**Exercise objective**: Please transcribe the data below exactly. Leave the pictures out.

Some records:
--

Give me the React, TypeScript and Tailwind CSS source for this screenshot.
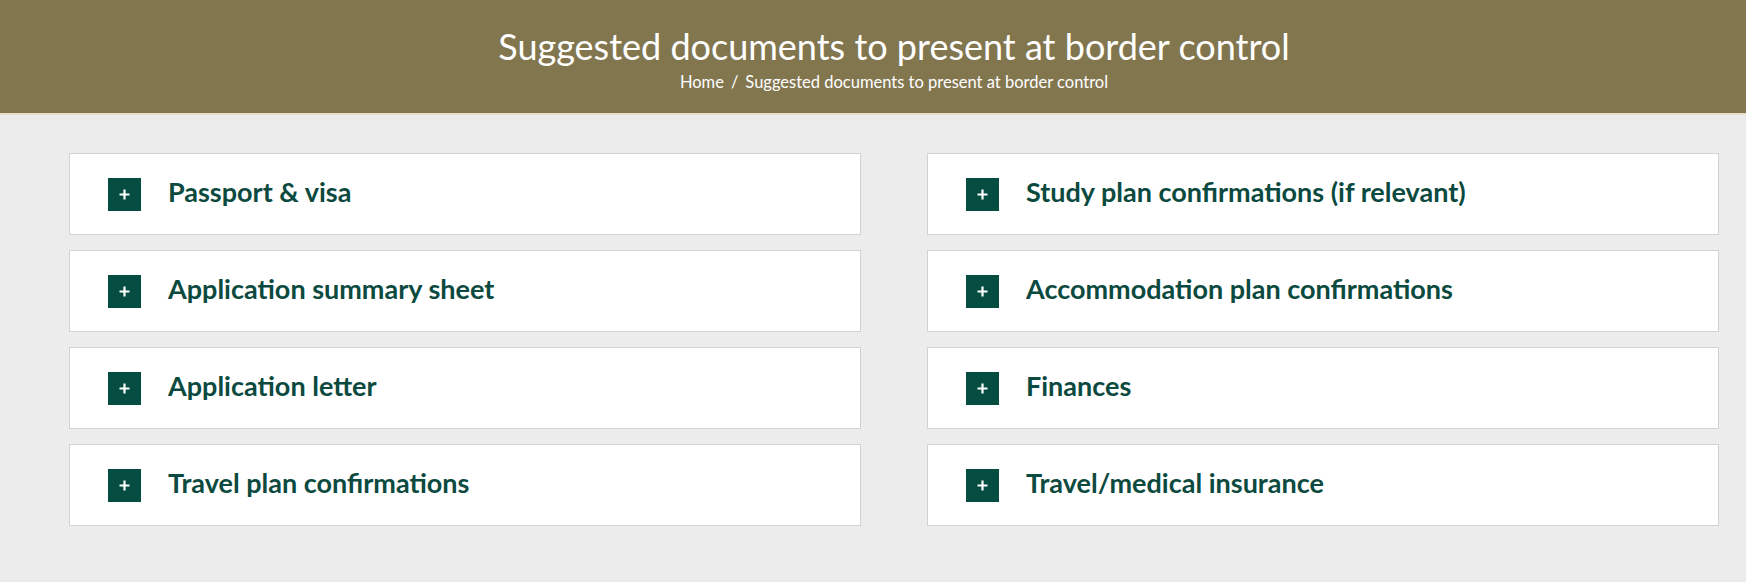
const left = [
  "Passport & visa",
  "Application summary sheet",
  "Application letter",
  "Travel plan confirmations",
];

const right = [
  "Study plan confirmations (if relevant)",
  "Accommodation plan confirmations",
  "Finances",
  "Travel/medical insurance",
];

function PlusBox() {
  return (
    <span className="flex h-[33px] w-[33px] shrink-0 items-center justify-center bg-[#054d41]">
      <svg width="11" height="11" viewBox="0 0 11 11">
        <path d="M5.5 0.5v10M0.5 5.5h10" stroke="#fff" strokeWidth="2.2" />
      </svg>
    </span>
  );
}

function Item({ title }: { title: string }) {
  return (
    <button className="flex h-[82px] w-full items-center border border-[#d2d2d2] bg-white pl-[38px] text-left">
      <PlusBox />
      <span className="ml-[27px] pb-[5px] text-[27px] font-bold leading-none text-[#0c4a40]">
        {title}
      </span>
    </button>
  );
}

export default function App() {
  return (
    <div
      className="min-h-[582px] bg-[#ececec]"
      style={{ fontFamily: "Lato, 'Open Sans', sans-serif" }}
    >
      <header className="border-b-2 border-[#e6decb] bg-[#82764f]">
        <div className="ml-[69px] mr-[27px] flex h-[113px] flex-col items-center pt-[26px] text-white">
          <h1 className="text-[36px] leading-[40px] font-normal">
            Suggested documents to present at border control
          </h1>
          <div className="mt-[6px] text-[16.5px] leading-[20px]">
            Home<span className="mx-[7px]">/</span>Suggested documents to present at border control
          </div>
        </div>
      </header>

      <main className="ml-[69px] mr-[27px] grid grid-cols-2 gap-x-[66px] pt-[38px] pb-[56px]">
        <div className="flex flex-col gap-[15px]">
          {left.map((t) => (
            <Item key={t} title={t} />
          ))}
        </div>
        <div className="flex flex-col gap-[15px]">
          {right.map((t) => (
            <Item key={t} title={t} />
          ))}
        </div>
      </main>
    </div>
  );
}
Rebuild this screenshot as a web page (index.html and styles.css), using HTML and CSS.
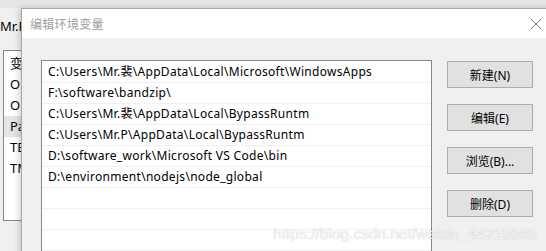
FILE: index.html
```html
<!DOCTYPE html>
<html lang="zh-CN">
<head>
  <meta charset="UTF-8">
  <title>编辑环境变量</title>
  <link rel="stylesheet" href="styles.css">
</head>
<body>
  <div class="desktop">
    <!-- window behind the dialog -->
    <div class="back-window">
      <div class="back-title">Mr.P</div>
      <ul class="back-list">
        <li>变</li>
        <li>On</li>
        <li>On</li>
        <li class="selected">Pa</li>
        <li>TE</li>
        <li>TM</li>
      </ul>
    </div>

    <!-- edit dialog -->
    <div class="dialog">
      <div class="dialog-title">
        <span class="title-text">编辑环境变量</span>
        <button class="close-btn" type="button" title="关闭">
          <svg width="12" height="12" viewBox="0 0 12 12" fill="none" stroke="#7a7a7a" stroke-width="1">
            <path d="M1 1L11 11M11 1L1 11"/>
          </svg>
        </button>
      </div>
      <div class="dialog-body">
        <ul class="path-list">
          <li>C:\Users\Mr.裴\AppData\Local\Microsoft\WindowsApps</li>
          <li>F:\software\bandzip\</li>
          <li>C:\Users\Mr.裴\AppData\Local\BypassRuntm</li>
          <li>C:\Users\Mr.P\AppData\Local\BypassRuntm</li>
          <li>D:\software_work\Microsoft VS Code\bin</li>
          <li>D:\environment\nodejs\node_global</li>
          <li></li>
          <li></li>
          <li></li>
        </ul>
        <div class="actions">
          <button type="button">新建(N)</button>
          <button type="button">编辑(E)</button>
          <button type="button">浏览(B)...</button>
          <button type="button">删除(D)</button>
        </div>
      </div>
    </div>

    <div class="watermark">https://blog.csdn.net/weixin_44215595</div>
  </div>
</body>
</html>
```

FILE: styles.css
```css
body {
  margin: 0;
  font-family: "Noto Sans", "Noto Sans CJK SC", sans-serif;
  font-size: 12px;
  color: #000;
  background-color: #f0f0f0;
  overflow: hidden;
}

ul {
  list-style: none;
  margin: 0;
  padding: 0;
}

.desktop {
  position: relative;
  width: 546px;
  height: 251px;
  overflow: hidden;
  background: linear-gradient(#e6e6e6 0, #e6e6e6 8px, #f0f0f0 8px);
}

/* Window behind */
.back-window {
  padding-top: 17px;
}

.back-title {
  font-size: 13px;
  height: 18px;
  line-height: 18px;
}

.back-list {
  margin: 15px 0 0 3px;
  width: 60px;
  height: 167px;
  background: #fff;
  border: 1px solid #828790;
  padding-top: 2px;
}

.back-list li {
  height: 21px;
  line-height: 21px;
  padding-left: 6px;
  font-size: 13px;
}

.back-list li.selected {
  background-color: #e5e5e5;
}

/* Dialog */
.dialog {
  position: absolute;
  left: 21px;
  top: 8px;
  width: 540px;
  height: 260px;
  background-color: #f0f0f0;
  border: 1px solid #a9a9a9;
  box-shadow: -2px 0 6px rgba(0, 0, 0, 0.18);
}

.dialog-title {
  height: 29px;
  background: #fff;
  display: flex;
  align-items: center;
  justify-content: space-between;
  padding-left: 8px;
  padding-right: 10px;
}

.title-text {
  color: #a0a0a0;
  font-size: 12px;
  letter-spacing: 0.3px;
}

.close-btn {
  background: none;
  border: none;
  padding: 0;
  margin-right: 10px;
  display: flex;
  align-items: center;
}

.dialog-body {
  display: flex;
  gap: 15px;
  padding: 22px 0 0 19px;
}

.path-list {
  width: 389px;
  height: 200px;
  background: #fff;
  border: 1px solid #828790;
  padding-top: 1px;
}

.path-list li {
  height: 20px;
  line-height: 20px;
  border-bottom: 1px solid #f0f0f0;
  padding-left: 6px;
  white-space: nowrap;
  letter-spacing: 0.3px;
}

.actions {
  display: flex;
  flex-direction: column;
  gap: 16px;
  padding-top: 1px;
}

.actions button {
  width: 86px;
  height: 27px;
  font-family: inherit;
  font-size: 12px;
  color: #000;
  background-color: #e1e1e1;
  border: 1px solid #adadad;
  padding: 0;
}

.watermark {
  position: absolute;
  right: 9px;
  bottom: 8px;
  font-family: "Liberation Sans", Arial, sans-serif;
  font-size: 15.5px;
  color: rgba(255, 255, 255, 0.9);
  text-shadow: 0 0 1px rgba(0, 0, 0, 0.3);
}
```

--

**Answer to this task**:
Give me the React, TypeScript and Tailwind CSS source for this screenshot.
const left = [
  "Passport & visa",
  "Application summary sheet",
  "Application letter",
  "Travel plan confirmations",
];

const right = [
  "Study plan confirmations (if relevant)",
  "Accommodation plan confirmations",
  "Finances",
  "Travel/medical insurance",
];

function PlusBox() {
  return (
    <span className="flex h-[33px] w-[33px] shrink-0 items-center justify-center bg-[#054d41]">
      <svg width="11" height="11" viewBox="0 0 11 11">
        <path d="M5.5 0.5v10M0.5 5.5h10" stroke="#fff" strokeWidth="2.2" />
      </svg>
    </span>
  );
}

function Item({ title }: { title: string }) {
  return (
    <button className="flex h-[82px] w-full items-center border border-[#d2d2d2] bg-white pl-[38px] text-left">
      <PlusBox />
      <span className="ml-[27px] pb-[5px] text-[27px] font-bold leading-none text-[#0c4a40]">
        {title}
      </span>
    </button>
  );
}

export default function App() {
  return (
    <div
      className="min-h-[582px] bg-[#ececec]"
      style={{ fontFamily: "Lato, 'Open Sans', sans-serif" }}
    >
      <header className="border-b-2 border-[#e6decb] bg-[#82764f]">
        <div className="ml-[69px] mr-[27px] flex h-[113px] flex-col items-center pt-[26px] text-white">
          <h1 className="text-[36px] leading-[40px] font-normal">
            Suggested documents to present at border control
          </h1>
          <div className="mt-[6px] text-[16.5px] leading-[20px]">
            Home<span className="mx-[7px]">/</span>Suggested documents to present at border control
          </div>
        </div>
      </header>

      <main className="ml-[69px] mr-[27px] grid grid-cols-2 gap-x-[66px] pt-[38px] pb-[56px]">
        <div className="flex flex-col gap-[15px]">
          {left.map((t) => (
            <Item key={t} title={t} />
          ))}
        </div>
        <div className="flex flex-col gap-[15px]">
          {right.map((t) => (
            <Item key={t} title={t} />
          ))}
        </div>
      </main>
    </div>
  );
}
Rebuild this screenshot as a web page (index.html and styles.css), using HTML and CSS.
FILE: index.html
```html
<!DOCTYPE html>
<html lang="zh-CN">
<head>
  <meta charset="UTF-8">
  <title>编辑环境变量</title>
  <link rel="stylesheet" href="styles.css">
</head>
<body>
  <div class="desktop">
    <!-- window behind the dialog -->
    <div class="back-window">
      <div class="back-title">Mr.P</div>
      <ul class="back-list">
        <li>变</li>
        <li>On</li>
        <li>On</li>
        <li class="selected">Pa</li>
        <li>TE</li>
        <li>TM</li>
      </ul>
    </div>

    <!-- edit dialog -->
    <div class="dialog">
      <div class="dialog-title">
        <span class="title-text">编辑环境变量</span>
        <button class="close-btn" type="button" title="关闭">
          <svg width="12" height="12" viewBox="0 0 12 12" fill="none" stroke="#7a7a7a" stroke-width="1">
            <path d="M1 1L11 11M11 1L1 11"/>
          </svg>
        </button>
      </div>
      <div class="dialog-body">
        <ul class="path-list">
          <li>C:\Users\Mr.裴\AppData\Local\Microsoft\WindowsApps</li>
          <li>F:\software\bandzip\</li>
          <li>C:\Users\Mr.裴\AppData\Local\BypassRuntm</li>
          <li>C:\Users\Mr.P\AppData\Local\BypassRuntm</li>
          <li>D:\software_work\Microsoft VS Code\bin</li>
          <li>D:\environment\nodejs\node_global</li>
          <li></li>
          <li></li>
          <li></li>
        </ul>
        <div class="actions">
          <button type="button">新建(N)</button>
          <button type="button">编辑(E)</button>
          <button type="button">浏览(B)...</button>
          <button type="button">删除(D)</button>
        </div>
      </div>
    </div>

    <div class="watermark">https://blog.csdn.net/weixin_44215595</div>
  </div>
</body>
</html>
```

FILE: styles.css
```css
body {
  margin: 0;
  font-family: "Noto Sans", "Noto Sans CJK SC", sans-serif;
  font-size: 12px;
  color: #000;
  background-color: #f0f0f0;
  overflow: hidden;
}

ul {
  list-style: none;
  margin: 0;
  padding: 0;
}

.desktop {
  position: relative;
  width: 546px;
  height: 251px;
  overflow: hidden;
  background: linear-gradient(#e6e6e6 0, #e6e6e6 8px, #f0f0f0 8px);
}

/* Window behind */
.back-window {
  padding-top: 17px;
}

.back-title {
  font-size: 13px;
  height: 18px;
  line-height: 18px;
}

.back-list {
  margin: 15px 0 0 3px;
  width: 60px;
  height: 167px;
  background: #fff;
  border: 1px solid #828790;
  padding-top: 2px;
}

.back-list li {
  height: 21px;
  line-height: 21px;
  padding-left: 6px;
  font-size: 13px;
}

.back-list li.selected {
  background-color: #e5e5e5;
}

/* Dialog */
.dialog {
  position: absolute;
  left: 21px;
  top: 8px;
  width: 540px;
  height: 260px;
  background-color: #f0f0f0;
  border: 1px solid #a9a9a9;
  box-shadow: -2px 0 6px rgba(0, 0, 0, 0.18);
}

.dialog-title {
  height: 29px;
  background: #fff;
  display: flex;
  align-items: center;
  justify-content: space-between;
  padding-left: 8px;
  padding-right: 10px;
}

.title-text {
  color: #a0a0a0;
  font-size: 12px;
  letter-spacing: 0.3px;
}

.close-btn {
  background: none;
  border: none;
  padding: 0;
  margin-right: 10px;
  display: flex;
  align-items: center;
}

.dialog-body {
  display: flex;
  gap: 15px;
  padding: 22px 0 0 19px;
}

.path-list {
  width: 389px;
  height: 200px;
  background: #fff;
  border: 1px solid #828790;
  padding-top: 1px;
}

.path-list li {
  height: 20px;
  line-height: 20px;
  border-bottom: 1px solid #f0f0f0;
  padding-left: 6px;
  white-space: nowrap;
  letter-spacing: 0.3px;
}

.actions {
  display: flex;
  flex-direction: column;
  gap: 16px;
  padding-top: 1px;
}

.actions button {
  width: 86px;
  height: 27px;
  font-family: inherit;
  font-size: 12px;
  color: #000;
  background-color: #e1e1e1;
  border: 1px solid #adadad;
  padding: 0;
}

.watermark {
  position: absolute;
  right: 9px;
  bottom: 8px;
  font-family: "Liberation Sans", Arial, sans-serif;
  font-size: 15.5px;
  color: rgba(255, 255, 255, 0.9);
  text-shadow: 0 0 1px rgba(0, 0, 0, 0.3);
}
```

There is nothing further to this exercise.